First of all, let’s open our eyes to certain realities. You can place a bet on hundreds of sports, right from your living room. It’s quick and easy. You barely need to be computer-literate to make it happen. There are hundreds of online bookmakers taking action as we speak. Here’s how it works.
Do a Google search of online sports bets. In less than 1/1000 of a second page after page of options appear. They have names like BetOnline, Oddsmaker, and Sportsbook. Click on any of them and find a glossy, brightly-colored web page. Usually, but not always, attractive women will be a part of the page. There will be a “Join Here,” or “Join Now” button in plain sight. Click, enter your banking or credit card information and you’re all set to bet on any of hundreds of games played all over the world. Sports to which you have never given a moment of thought, such as New Zealand cricket, German Bundesliga soccer, and Polish handball are now open for your wagering business.
It is, technically, illegal. Just like Prohibition in 1933, it is also common practice.

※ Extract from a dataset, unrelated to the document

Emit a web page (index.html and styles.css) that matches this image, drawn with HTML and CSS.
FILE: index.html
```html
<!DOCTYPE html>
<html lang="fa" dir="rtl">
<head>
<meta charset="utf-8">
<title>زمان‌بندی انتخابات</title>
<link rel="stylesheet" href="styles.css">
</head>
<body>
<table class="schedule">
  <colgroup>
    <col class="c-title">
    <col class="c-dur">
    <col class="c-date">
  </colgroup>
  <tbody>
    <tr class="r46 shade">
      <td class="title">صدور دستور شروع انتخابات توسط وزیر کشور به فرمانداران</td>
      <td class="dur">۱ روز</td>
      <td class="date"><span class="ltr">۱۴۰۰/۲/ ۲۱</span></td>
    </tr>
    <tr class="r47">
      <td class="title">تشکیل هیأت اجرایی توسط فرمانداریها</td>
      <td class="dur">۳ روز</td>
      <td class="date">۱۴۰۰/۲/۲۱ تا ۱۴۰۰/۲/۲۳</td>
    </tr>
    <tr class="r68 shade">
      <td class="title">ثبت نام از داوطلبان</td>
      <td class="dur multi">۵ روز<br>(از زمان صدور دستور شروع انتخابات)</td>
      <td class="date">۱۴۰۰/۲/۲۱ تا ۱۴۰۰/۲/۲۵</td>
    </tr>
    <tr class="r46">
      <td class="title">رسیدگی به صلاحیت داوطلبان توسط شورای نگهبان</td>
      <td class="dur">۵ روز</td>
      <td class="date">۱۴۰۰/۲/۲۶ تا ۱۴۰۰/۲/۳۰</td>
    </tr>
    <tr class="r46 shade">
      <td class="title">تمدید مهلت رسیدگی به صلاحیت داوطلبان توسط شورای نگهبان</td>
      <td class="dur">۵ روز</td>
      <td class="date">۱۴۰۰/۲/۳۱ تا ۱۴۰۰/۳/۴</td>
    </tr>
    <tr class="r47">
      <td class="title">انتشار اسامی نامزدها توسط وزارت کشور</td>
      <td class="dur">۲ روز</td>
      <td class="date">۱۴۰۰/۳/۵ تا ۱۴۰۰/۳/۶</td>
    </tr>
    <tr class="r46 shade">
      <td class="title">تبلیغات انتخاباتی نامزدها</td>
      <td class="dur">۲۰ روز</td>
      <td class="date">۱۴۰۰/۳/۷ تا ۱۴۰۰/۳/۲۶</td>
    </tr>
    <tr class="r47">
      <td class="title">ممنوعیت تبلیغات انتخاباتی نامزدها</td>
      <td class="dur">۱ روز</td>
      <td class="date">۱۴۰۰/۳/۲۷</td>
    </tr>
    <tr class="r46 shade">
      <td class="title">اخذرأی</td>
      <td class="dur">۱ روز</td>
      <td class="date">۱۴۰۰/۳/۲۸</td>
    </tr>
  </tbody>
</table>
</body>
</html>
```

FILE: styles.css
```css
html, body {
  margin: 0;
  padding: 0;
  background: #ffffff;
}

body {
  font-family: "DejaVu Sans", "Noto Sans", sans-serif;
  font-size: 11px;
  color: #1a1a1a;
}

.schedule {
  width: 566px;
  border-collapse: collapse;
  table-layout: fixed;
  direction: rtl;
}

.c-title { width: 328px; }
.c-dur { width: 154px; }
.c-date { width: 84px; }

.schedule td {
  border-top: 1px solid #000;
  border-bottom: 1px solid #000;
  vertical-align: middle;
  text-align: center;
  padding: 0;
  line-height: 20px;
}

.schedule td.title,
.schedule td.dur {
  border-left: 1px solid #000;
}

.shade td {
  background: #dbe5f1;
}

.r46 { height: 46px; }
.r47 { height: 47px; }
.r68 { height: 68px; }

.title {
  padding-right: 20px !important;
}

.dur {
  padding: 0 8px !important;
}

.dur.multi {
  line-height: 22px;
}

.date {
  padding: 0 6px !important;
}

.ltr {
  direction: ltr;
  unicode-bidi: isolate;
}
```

Oh, you may have noticed that none of the sports wagering sites had familiar website suffixes. They ended with suffixes like .eu, .ag, or .au. That’s because these are foreign websites based in Europe (.eu), Antigua (.ag), or Australia (.au) The United States gets none of the action or, more importantly, the tax revenue., and U.S. lawmakers are taking notice of that fact. Millions of dollars of potential tax revenue are being shuttled over the internet to nations around the world, while the United States wallows under an ever-increasing debt ceiling. That’s all about to change when Microsoft Patent No. 0125691 takes flight. U.S.-based sports betting will be open for business.

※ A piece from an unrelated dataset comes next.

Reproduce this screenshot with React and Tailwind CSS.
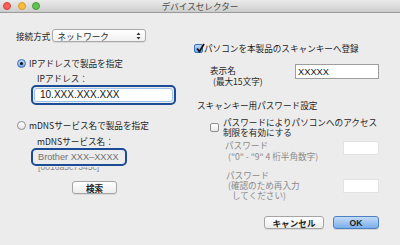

The U.S. has dabbled in sports gambling, but always under the guise of a state lottery. In the 80s and 90s Oregon hosted a betting game called Sports Action. It was a parlay card game in which bettors had to select the winners of at least three NFL games against the point spread. Sports Action made a profit for the State of Oregon, but that profit dwindled with the proliferation of offshore-based online betting sites. After all, why be forced to hit three winners when you can make a single-game wager and have way better odds of winning? Besides, the feds wrung their collective hands over Sports Action, threatening Oregon with dire consequences, including the withholding of important basketball tournament games.
However, the mood in Washington D.C. is different now. Daily “fantasy” games, such as Fan Duel and Draft Kings have blurred the line between legal and illegal. No great hue and cry has developed.
The major sports have taken notice. The NFL, NBA, and NHL have deals with Sportradar. That’s a major player in the global sports betting industry. Major League Baseball has partnered with Genius Sports, a multi-faceted gambling data firm located in London. Even the NCAA has a commercial affiliation with Sportradar, with the Pac-12 conference using the services of CG Analytics, a subsidiary of a prominent Nevada sportsbook. These partnerships represent a profound shift in the leagues’ position on U.S.-based sports betting.
When will all of this come to fruition? When can you expect to lay down something on Wimbledon and do it from an online book located in the United States? Some experts predict three years as the ultimate tipping point, but that is a little optimistic. Let’s call it 2026. For those who have long-awaited the change, it can’t come soon enough. Wanna bet?